Kenya Power should reduce its dollar loans


Kenya Power workers at work along Nyerere Avenue in Mombasa. FILE PHOTO | KEVIN ODIT | NMG

Kenya Power’s decision to renegotiate the terms of a part of its US dollar loans will help alleviate its cash flow pressure in the short term.

The company should, however, treat this as the first step to reducing its foreign currency borrowings in general.

This is particularly urgent in the current context where the Kenyan shilling is losing ground against major world currencies, inflating debt service costs for companies with foreign debt.

In the case of Kenya Power, higher finance costs hurt the company as well as consumers of electricity whose bills are adjusted to take into account the effect of the negative currency movements.

Forex costs are currently the largest components in electricity bills among the variable charges paid by customers ahead of inflation adjustment. The utility says it is close to completing the renegotiation of the terms of Sh6 billion worth of two dollar-denominated loans.

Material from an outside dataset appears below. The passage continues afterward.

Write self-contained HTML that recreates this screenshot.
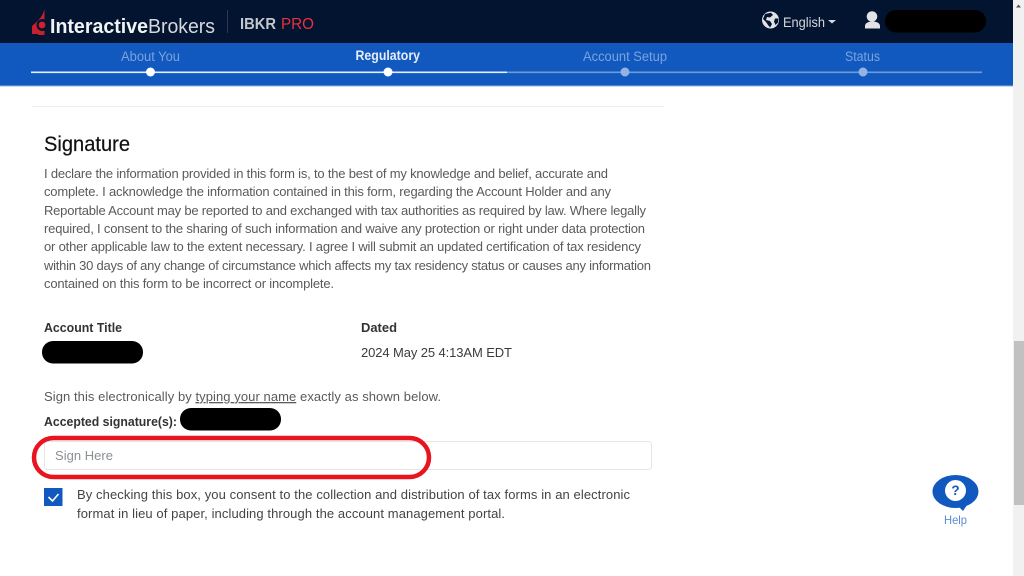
<!DOCTYPE html>
<html lang="en">
<head>
<meta charset="utf-8">
<title>Signature</title>
<style>
html,body{margin:0;padding:0;width:1024px;height:576px;overflow:hidden;background:#fff}
svg{display:block}
text{font-family:"Liberation Sans",sans-serif}
</style>
</head>
<body>
<svg width="1024" height="576" viewBox="0 0 1024 576" xmlns="http://www.w3.org/2000/svg">
<rect width="1024" height="576" fill="#fff"/>
<!-- Header -->
<rect x="0" y="0" width="1013" height="43" fill="#02142f"/>
<rect x="0" y="43" width="1013" height="43" fill="#1259bf"/>
<rect x="0" y="85.500" width="1013" height="1" fill="#8fb2e2"/>
<!-- Logo -->
<path d="M44.500 9 C43 15 40 19 36 22.500 L32 26 L32 34 L44.500 34 L44.500 9 Z" fill="#c8202d"/>
<path d="M44.500 9 L46 9 L46 35 L44.500 35 Z" fill="#02142f"/>
<circle cx="42.500" cy="25" r="6" fill="#02142f"/>
<path d="M38.500 30 L45 35 L38 35 Z" fill="#c8202d"/>
<circle cx="42" cy="25" r="3.400" fill="#d3202e"/>
<text x="50" y="33" font-size="20" font-weight="700" fill="#f1f3f5" textLength="98" lengthAdjust="spacingAndGlyphs">Interactive</text>
<text x="148" y="33" font-size="20" fill="#d5d8dc" textLength="67" lengthAdjust="spacingAndGlyphs">Brokers</text>
<rect x="227" y="10" width="1" height="23" fill="#2b3a52"/>
<text x="240" y="29" font-size="16" font-weight="700" fill="#c3c7cd" textLength="36" lengthAdjust="spacingAndGlyphs">IBKR</text>
<text x="281" y="29" font-size="16" fill="#e8323c" textLength="33" lengthAdjust="spacingAndGlyphs">PRO</text>
<!-- Globe -->
<circle cx="770.500" cy="20" r="8.500" fill="#e0e2e5"/>
<path d="M765 14 L771 12.800 L773 15 L770 17.500 L767 17 L766 20 L770 21 L772 24 L770 27.500 L768 25 L766 22 L763 19 Z" fill="#02142f"/>
<path d="M775 18.500 L778.500 18.500 L778 22.500 L775.500 25 L774 21.500 Z" fill="#02142f"/>
<text x="783" y="27" font-size="14" fill="#d5d8dc" textLength="42" lengthAdjust="spacingAndGlyphs">English</text>
<path d="M828 20 L836 20 L832 23.500 Z" fill="#d5d8dc"/>
<!-- User -->
<circle cx="872" cy="16.500" r="5.300" fill="#e0e2e5"/>
<path d="M865 28.500 L865 26 C865 23 868.500 21.500 872.500 21.500 C876.500 21.500 880 23 880 26 L880 28.500 Z" fill="#e0e2e5"/>
<rect x="885" y="10" width="101" height="22.500" rx="11" fill="#000"/>
<!-- Stepper -->
<rect x="31" y="71.500" width="476" height="1.600" fill="#e8eef8"/>
<rect x="507" y="71.500" width="475" height="1.600" fill="#6f9ad8"/>
<circle cx="150.500" cy="72" r="4.500" fill="#fff"/>
<circle cx="388" cy="72" r="4.500" fill="#fff"/>
<circle cx="625" cy="72" r="4.500" fill="#93b3e2"/>
<circle cx="863" cy="72" r="4.500" fill="#93b3e2"/>
<text x="121" y="61" font-size="13.500" fill="#7ba2dc" textLength="59" lengthAdjust="spacingAndGlyphs">About You</text>
<text x="355.500" y="60" font-size="13.500" font-weight="700" fill="#e6edf8" textLength="64.500" lengthAdjust="spacingAndGlyphs">Regulatory</text>
<text x="583" y="61" font-size="13.500" fill="#7ba2dc" textLength="84" lengthAdjust="spacingAndGlyphs">Account Setup</text>
<text x="845" y="61" font-size="13.500" fill="#7ba2dc" textLength="35" lengthAdjust="spacingAndGlyphs">Status</text>
<!-- Divider -->
<rect x="32" y="106" width="632" height="1" fill="#ececec"/>
<!-- Signature -->
<text x="44" y="151" font-size="21" fill="#111" stroke="#111" stroke-width="0.200" textLength="86" lengthAdjust="spacingAndGlyphs">Signature</text>
<g font-size="13" fill="#5a5a5a">
<text x="44" y="178" textLength="564">I declare the information provided in this form is, to the best of my knowledge and belief, accurate and</text>
<text x="44" y="196" textLength="567">complete. I acknowledge the information contained in this form, regarding the Account Holder and any</text>
<text x="44" y="215" textLength="602">Reportable Account may be reported to and exchanged with tax authorities as required by law. Where legally</text>
<text x="44" y="233" textLength="601">required, I consent to the sharing of such information and waive any protection or right under data protection</text>
<text x="44" y="251" textLength="597">or other applicable law to the extent necessary. I agree I will submit an updated certification of tax residency</text>
<text x="44" y="270" textLength="607">within 30 days of any change of circumstance which affects my tax residency status or causes any information</text>
<text x="44" y="288" textLength="290">contained on this form to be incorrect or incomplete.</text>
</g>
<text x="44" y="332" font-size="13" font-weight="700" fill="#333" textLength="78" lengthAdjust="spacingAndGlyphs">Account Title</text>
<text x="361" y="332" font-size="13" font-weight="700" fill="#333" textLength="36" lengthAdjust="spacingAndGlyphs">Dated</text>
<rect x="42" y="341" width="101" height="22.500" rx="11" fill="#000"/>
<text x="361" y="357" font-size="13" fill="#3c3c3c" textLength="151">2024 May 25 4:13AM EDT</text>
<text x="44" y="401" font-size="13" fill="#5a5a5a" textLength="397">Sign this electronically by <tspan text-decoration="underline">typing your name</tspan> exactly as shown below.</text>
<text x="44" y="426" font-size="13" font-weight="700" fill="#333" textLength="133" lengthAdjust="spacingAndGlyphs">Accepted signature(s):</text>
<rect x="180" y="408" width="101" height="22.500" rx="11" fill="#000"/>
<!-- Input -->
<rect x="44.500" y="441.500" width="607" height="28" rx="3" fill="#fff" stroke="#e6e6e6"/>
<text x="55" y="460" font-size="13" fill="#8a8f94" textLength="58">Sign Here</text>
<rect x="34" y="438" width="395" height="39" rx="19.500" fill="none" stroke="#e8141f" stroke-width="4.500"/>
<!-- Checkbox -->
<rect x="44" y="488" width="18.500" height="18" fill="#1259bf"/>
<path d="M48.500 497 L52.500 501 L58.500 494" fill="none" stroke="#fff" stroke-width="1.600"/>
<text x="77" y="499" font-size="13" fill="#444" textLength="553">By checking this box, you consent to the collection and distribution of tax forms in an electronic</text>
<text x="77" y="518" font-size="13" fill="#444" textLength="428">format in lieu of paper, including through the account management portal.</text>
<!-- Help -->
<ellipse cx="955.500" cy="491.500" rx="23" ry="16.500" fill="#1259bf"/>
<path d="M957 505 L967 505 L963 511 Z" fill="#1259bf"/>
<circle cx="955.500" cy="490.500" r="10.500" fill="#fff"/>
<text x="955.500" y="495" font-size="13.500" font-weight="700" fill="#1259bf" text-anchor="middle">?</text>
<text x="944" y="524" font-size="12" fill="#5b8bd3" textLength="23" lengthAdjust="spacingAndGlyphs">Help</text>
<!-- Scrollbar -->
<rect x="1013" y="0" width="11" height="576" fill="#f1f1f1"/>
<rect x="1014" y="341" width="10" height="164" fill="#c1c1c1"/>
<path d="M1016 7.500 L1021 7.500 L1018.500 4.500 Z" fill="#505050"/>
</svg>
</body>
</html>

Kenya Power did not specify the lenders it has approached to modify the loans but it has three major creditors that provided it with dollar-denominated facilities.

The company’s biggest dollar-denominated loan is a Sh23.01 billion facility owed to Standard Chartered Bank, whose maturity date is June 2026. It has an interest rate based on the Libor plus a 4.15 percent margin.

Kenya Power is in a capital-intensive business and will continue using debt. Most of the foreign currency loans were sourced when the shilling was fairly stable and hence did not pose a major debt service risk.

It is now time to significantly raise the component of shilling loans.